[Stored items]
━━━━━━━━━━━━━━━━
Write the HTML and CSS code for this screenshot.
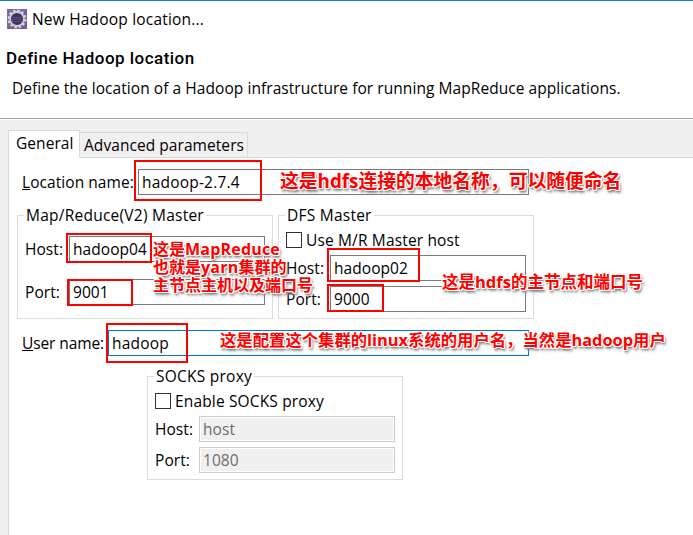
FILE: index.html
```html
<!DOCTYPE html>
<html lang="en">
<head>
<meta charset="utf-8">
<title>New Hadoop location...</title>
<link rel="stylesheet" href="styles.css">
</head>
<body>
<div class="dialog">
  <header class="header">
    <div class="titlebar">
      <svg class="app-icon" viewBox="0 0 20 20">
        <rect width="20" height="20" fill="#76599b"/>
        <path d="M0 0h20L0 20z" fill="#8a72aa" opacity=".55"/>
        <circle cx="10" cy="10" r="8.4" fill="none" stroke="#dcd8da" stroke-width="2" stroke-dasharray="2.6 1.8"/>
        <circle cx="10" cy="10" r="7" fill="#3d3358" stroke="#d0ccce" stroke-width="1.8"/>
        <path d="M4.5 8.5h11M4 10.5h12M4.5 12.5h11" stroke="#5f5088" stroke-width="1"/>
      </svg>
      <span class="title">New Hadoop location...</span>
    </div>
    <h1 class="heading">Define Hadoop location</h1>
    <p class="description">Define the location of a Hadoop infrastructure for running MapReduce applications.</p>
  </header>
  <main class="content">
    <nav class="tabs">
      <div class="tab active">General</div>
      <div class="tab advanced">Advanced parameters</div>
    </nav>
    <section class="page">
      <div class="row location"><label class="label"><u>L</u>ocation name:</label><div class="field">hadoop-2.7.4</div></div>
      <div class="groups">
        <div class="group master">
          <span class="legend">Map/Reduce(V2) Master</span>
          <div class="row"><label class="label">Host:</label><div class="field">hadoop04</div></div>
          <div class="row"><label class="label">Port:</label><div class="field">9001</div></div>
        </div>
        <div class="group dfs">
          <span class="legend">DFS Master</span>
          <div class="check"><span class="box"></span><span class="check-label">Use M/R Master host</span></div>
          <div class="row"><label class="label">Host:</label><div class="field">hadoop02</div></div>
          <div class="row"><label class="label">Port:</label><div class="field">9000</div></div>
        </div>
      </div>
      <div class="row user"><label class="label"><u>U</u>ser name:</label><div class="field focused">hadoop</div></div>
      <div class="group socks">
        <span class="legend">SOCKS proxy</span>
        <div class="check"><span class="box"></span><span class="check-label">Enable SOCKS proxy</span></div>
        <div class="row"><label class="label">Host:</label><div class="field disabled">host</div></div>
        <div class="row"><label class="label">Port:</label><div class="field disabled">1080</div></div>
      </div>
    </section>
  </main>
  <div class="mark mark-location"></div>
  <div class="mark mark-host"></div>
  <div class="mark mark-port"></div>
  <div class="mark mark-dfs-host"></div>
  <div class="mark mark-dfs-port"></div>
  <div class="mark mark-user"></div>
  <div class="note note-location">这是<span>hdfs</span>连接的本地名称，可以随便命名</div>
  <div class="note note-master">这是<span>MapReduce</span><br>也就是<span>yarn</span>集群的<br>主节点主机以及端口号</div>
  <div class="note note-dfs">这是<span>hdfs</span>的主节点和端口号</div>
  <div class="note note-user">这是配置这个集群的<span>linux</span>系统的用户名，当然是<span>hadoop</span>用户</div>
</div>
</body>
</html>
```
FILE: styles.css
```css
* { box-sizing: border-box; }
body {
  margin: 0;
  font: 15.5px/20px "Open Sans", "Noto Sans CJK SC", sans-serif;
  letter-spacing: .06px;
  color: #000;
  background: #fff;
}
.dialog {
  position: relative;
  width: 693px;
  height: 535px;
  overflow: hidden;
  display: flex;
  flex-direction: column;
  white-space: nowrap;
}
.header {
  height: 119px;
  flex: none;
  border-top: 1px solid #1a7fd4;
  border-bottom: 1px solid #a0a0a0;
}
.titlebar { display: flex; gap: 5px; padding: 8px 0 0 7px; }
.title { letter-spacing: .19px; }
.app-icon { width: 20px; height: 20px; }
.heading {
  margin: 19px 0 0 6px;
  font: 500 17px/20px Roboto, sans-serif;
  letter-spacing: .47px;
}
.description { margin: 10px 0 0 12px; }
.content {
  flex: 1;
  display: flex;
  flex-direction: column;
  padding: 11px 0 0 8px;
  background: #f0f0f0;
  border-top: 1px solid #fff;
}
.tabs { display: flex; align-items: flex-end; height: 26px; }
.tab { border: 1px solid #d9d9d9; border-bottom: 0; }
.tab.active {
  width: 72px;
  height: 28px;
  margin-bottom: -1px;
  padding: 2px 0 0 7px;
  background: #fff;
  position: relative;
}
.tab.advanced {
  width: 168px;
  height: 25px;
  border-left: 0;
  padding: 2px 0 0 4px;
}
.page {
  flex: 1;
  background: #fff;
  border: 1px solid #d9d9d9;
  border-right: 0;
  border-bottom: 0;
  padding: 11px 0 0 8px;
}
.row { display: flex; align-items: center; height: 26px; }
.label { flex: none; }
.field {
  flex: 1;
  height: 26px;
  border: 1px solid #7a7a7a;
  padding: 2px 0 0 3px;
}
.field.focused { border-color: #0078d7; }
.field.disabled {
  color: #6d6d6d;
  background: #f0f0f0;
  border-color: #ccc;
  box-shadow: inset 0 0 0 1px #fff;
}
.location { width: 512px; padding-left: 5px; }
.location .label { width: 116px; }
.location .field { letter-spacing: .2px; }
.user { width: 512px; padding-left: 5px; margin-top: 11px; }
.user .label { width: 86px; letter-spacing: -.1px; }
.user .field { letter-spacing: .2px; }
.groups { display: flex; gap: 5px; margin-top: 20px; }
.group {
  position: relative;
  width: 256px;
  height: 104px;
  border: 1px solid #dcdcdc;
  padding: 16px 7px 0;
}
.legend {
  position: absolute;
  top: -11px;
  left: 6px;
  padding: 0 2px;
  background: #fff;
  letter-spacing: .24px;
}
.group .label { width: 44px; }
.master { padding-top: 20px; }
.master .row + .row { margin-top: 17px; }
.check { display: flex; align-items: center; height: 16px; margin-bottom: 7px; letter-spacing: .15px; }
.box { width: 16px; height: 16px; border: 1px solid #333; margin-right: 4px; }
.group .check + .row + .row { margin-top: 5px; }
.socks { margin: 20px 0 0 130px; }
.mark { position: absolute; border: 2px solid #f00; }
.mark-location { left: 134px; top: 160px; width: 128px; height: 41px; }
.mark-host { left: 66px; top: 233px; width: 86px; height: 30px; }
.mark-port { left: 67px; top: 279px; width: 66px; height: 27px; }
.mark-dfs-host { left: 327px; top: 248px; width: 93px; height: 34px; }
.mark-dfs-port { left: 327px; top: 284px; width: 57px; height: 28px; }
.mark-user { left: 106px; top: 323px; width: 82px; height: 40px; }
.note {
  position: absolute;
  color: #f00;
  font: 700 16.5px/18px "Noto Sans CJK SC", sans-serif;
  letter-spacing: 0;
  text-shadow: 1px 0 #fff, -1px 0 #fff, 0 1px #fff, 0 -1px #fff,
    1px 1px #fff, -1px -1px #fff, 1px -1px #fff, -1px 1px #fff,
    1px 2px 2px #777, 2px 3px 3px #999;
}
.note span { font-family: "Open Sans", sans-serif; line-height: 0; }
.note-location { left: 280px; top: 171px; font-size: 18.8px; }
.note-master { left: 153px; top: 239px; font-size: 16px; line-height: 18px; }
.note-master span { letter-spacing: .2px; }
.note-dfs { left: 442px; top: 272px; }
.note-user { left: 220px; top: 330px; font-size: 16.35px; }
```
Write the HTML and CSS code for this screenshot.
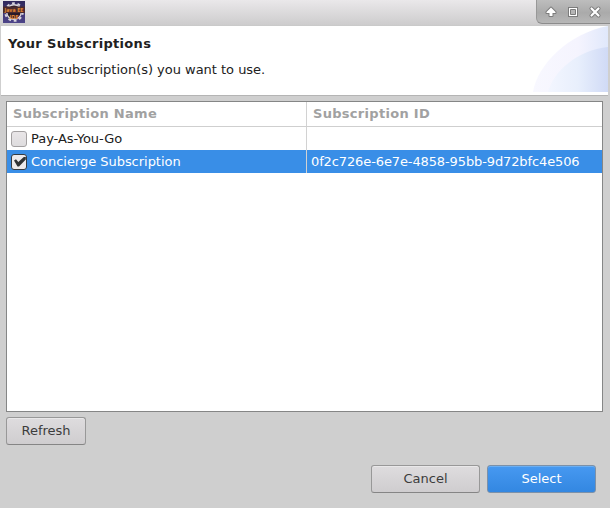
━━━━━━━━━━━━━━━━
» **Directive**: Write out each line again precisely as it appears, skipping every picture.

» **Output for this task**:
Write the HTML and CSS code for this screenshot.
FILE: index.html
```html
<!DOCTYPE html>
<html lang="en">
<head>
<meta charset="utf-8">
<title>New Hadoop location...</title>
<link rel="stylesheet" href="styles.css">
</head>
<body>
<div class="dialog">
  <header class="header">
    <div class="titlebar">
      <svg class="app-icon" viewBox="0 0 20 20">
        <rect width="20" height="20" fill="#76599b"/>
        <path d="M0 0h20L0 20z" fill="#8a72aa" opacity=".55"/>
        <circle cx="10" cy="10" r="8.4" fill="none" stroke="#dcd8da" stroke-width="2" stroke-dasharray="2.6 1.8"/>
        <circle cx="10" cy="10" r="7" fill="#3d3358" stroke="#d0ccce" stroke-width="1.8"/>
        <path d="M4.5 8.5h11M4 10.5h12M4.5 12.5h11" stroke="#5f5088" stroke-width="1"/>
      </svg>
      <span class="title">New Hadoop location...</span>
    </div>
    <h1 class="heading">Define Hadoop location</h1>
    <p class="description">Define the location of a Hadoop infrastructure for running MapReduce applications.</p>
  </header>
  <main class="content">
    <nav class="tabs">
      <div class="tab active">General</div>
      <div class="tab advanced">Advanced parameters</div>
    </nav>
    <section class="page">
      <div class="row location"><label class="label"><u>L</u>ocation name:</label><div class="field">hadoop-2.7.4</div></div>
      <div class="groups">
        <div class="group master">
          <span class="legend">Map/Reduce(V2) Master</span>
          <div class="row"><label class="label">Host:</label><div class="field">hadoop04</div></div>
          <div class="row"><label class="label">Port:</label><div class="field">9001</div></div>
        </div>
        <div class="group dfs">
          <span class="legend">DFS Master</span>
          <div class="check"><span class="box"></span><span class="check-label">Use M/R Master host</span></div>
          <div class="row"><label class="label">Host:</label><div class="field">hadoop02</div></div>
          <div class="row"><label class="label">Port:</label><div class="field">9000</div></div>
        </div>
      </div>
      <div class="row user"><label class="label"><u>U</u>ser name:</label><div class="field focused">hadoop</div></div>
      <div class="group socks">
        <span class="legend">SOCKS proxy</span>
        <div class="check"><span class="box"></span><span class="check-label">Enable SOCKS proxy</span></div>
        <div class="row"><label class="label">Host:</label><div class="field disabled">host</div></div>
        <div class="row"><label class="label">Port:</label><div class="field disabled">1080</div></div>
      </div>
    </section>
  </main>
  <div class="mark mark-location"></div>
  <div class="mark mark-host"></div>
  <div class="mark mark-port"></div>
  <div class="mark mark-dfs-host"></div>
  <div class="mark mark-dfs-port"></div>
  <div class="mark mark-user"></div>
  <div class="note note-location">这是<span>hdfs</span>连接的本地名称，可以随便命名</div>
  <div class="note note-master">这是<span>MapReduce</span><br>也就是<span>yarn</span>集群的<br>主节点主机以及端口号</div>
  <div class="note note-dfs">这是<span>hdfs</span>的主节点和端口号</div>
  <div class="note note-user">这是配置这个集群的<span>linux</span>系统的用户名，当然是<span>hadoop</span>用户</div>
</div>
</body>
</html>
```
FILE: styles.css
```css
* { box-sizing: border-box; }
body {
  margin: 0;
  font: 15.5px/20px "Open Sans", "Noto Sans CJK SC", sans-serif;
  letter-spacing: .06px;
  color: #000;
  background: #fff;
}
.dialog {
  position: relative;
  width: 693px;
  height: 535px;
  overflow: hidden;
  display: flex;
  flex-direction: column;
  white-space: nowrap;
}
.header {
  height: 119px;
  flex: none;
  border-top: 1px solid #1a7fd4;
  border-bottom: 1px solid #a0a0a0;
}
.titlebar { display: flex; gap: 5px; padding: 8px 0 0 7px; }
.title { letter-spacing: .19px; }
.app-icon { width: 20px; height: 20px; }
.heading {
  margin: 19px 0 0 6px;
  font: 500 17px/20px Roboto, sans-serif;
  letter-spacing: .47px;
}
.description { margin: 10px 0 0 12px; }
.content {
  flex: 1;
  display: flex;
  flex-direction: column;
  padding: 11px 0 0 8px;
  background: #f0f0f0;
  border-top: 1px solid #fff;
}
.tabs { display: flex; align-items: flex-end; height: 26px; }
.tab { border: 1px solid #d9d9d9; border-bottom: 0; }
.tab.active {
  width: 72px;
  height: 28px;
  margin-bottom: -1px;
  padding: 2px 0 0 7px;
  background: #fff;
  position: relative;
}
.tab.advanced {
  width: 168px;
  height: 25px;
  border-left: 0;
  padding: 2px 0 0 4px;
}
.page {
  flex: 1;
  background: #fff;
  border: 1px solid #d9d9d9;
  border-right: 0;
  border-bottom: 0;
  padding: 11px 0 0 8px;
}
.row { display: flex; align-items: center; height: 26px; }
.label { flex: none; }
.field {
  flex: 1;
  height: 26px;
  border: 1px solid #7a7a7a;
  padding: 2px 0 0 3px;
}
.field.focused { border-color: #0078d7; }
.field.disabled {
  color: #6d6d6d;
  background: #f0f0f0;
  border-color: #ccc;
  box-shadow: inset 0 0 0 1px #fff;
}
.location { width: 512px; padding-left: 5px; }
.location .label { width: 116px; }
.location .field { letter-spacing: .2px; }
.user { width: 512px; padding-left: 5px; margin-top: 11px; }
.user .label { width: 86px; letter-spacing: -.1px; }
.user .field { letter-spacing: .2px; }
.groups { display: flex; gap: 5px; margin-top: 20px; }
.group {
  position: relative;
  width: 256px;
  height: 104px;
  border: 1px solid #dcdcdc;
  padding: 16px 7px 0;
}
.legend {
  position: absolute;
  top: -11px;
  left: 6px;
  padding: 0 2px;
  background: #fff;
  letter-spacing: .24px;
}
.group .label { width: 44px; }
.master { padding-top: 20px; }
.master .row + .row { margin-top: 17px; }
.check { display: flex; align-items: center; height: 16px; margin-bottom: 7px; letter-spacing: .15px; }
.box { width: 16px; height: 16px; border: 1px solid #333; margin-right: 4px; }
.group .check + .row + .row { margin-top: 5px; }
.socks { margin: 20px 0 0 130px; }
.mark { position: absolute; border: 2px solid #f00; }
.mark-location { left: 134px; top: 160px; width: 128px; height: 41px; }
.mark-host { left: 66px; top: 233px; width: 86px; height: 30px; }
.mark-port { left: 67px; top: 279px; width: 66px; height: 27px; }
.mark-dfs-host { left: 327px; top: 248px; width: 93px; height: 34px; }
.mark-dfs-port { left: 327px; top: 284px; width: 57px; height: 28px; }
.mark-user { left: 106px; top: 323px; width: 82px; height: 40px; }
.note {
  position: absolute;
  color: #f00;
  font: 700 16.5px/18px "Noto Sans CJK SC", sans-serif;
  letter-spacing: 0;
  text-shadow: 1px 0 #fff, -1px 0 #fff, 0 1px #fff, 0 -1px #fff,
    1px 1px #fff, -1px -1px #fff, 1px -1px #fff, -1px 1px #fff,
    1px 2px 2px #777, 2px 3px 3px #999;
}
.note span { font-family: "Open Sans", sans-serif; line-height: 0; }
.note-location { left: 280px; top: 171px; font-size: 18.8px; }
.note-master { left: 153px; top: 239px; font-size: 16px; line-height: 18px; }
.note-master span { letter-spacing: .2px; }
.note-dfs { left: 442px; top: 272px; }
.note-user { left: 220px; top: 330px; font-size: 16.35px; }
```
Write the HTML and CSS code for this screenshot.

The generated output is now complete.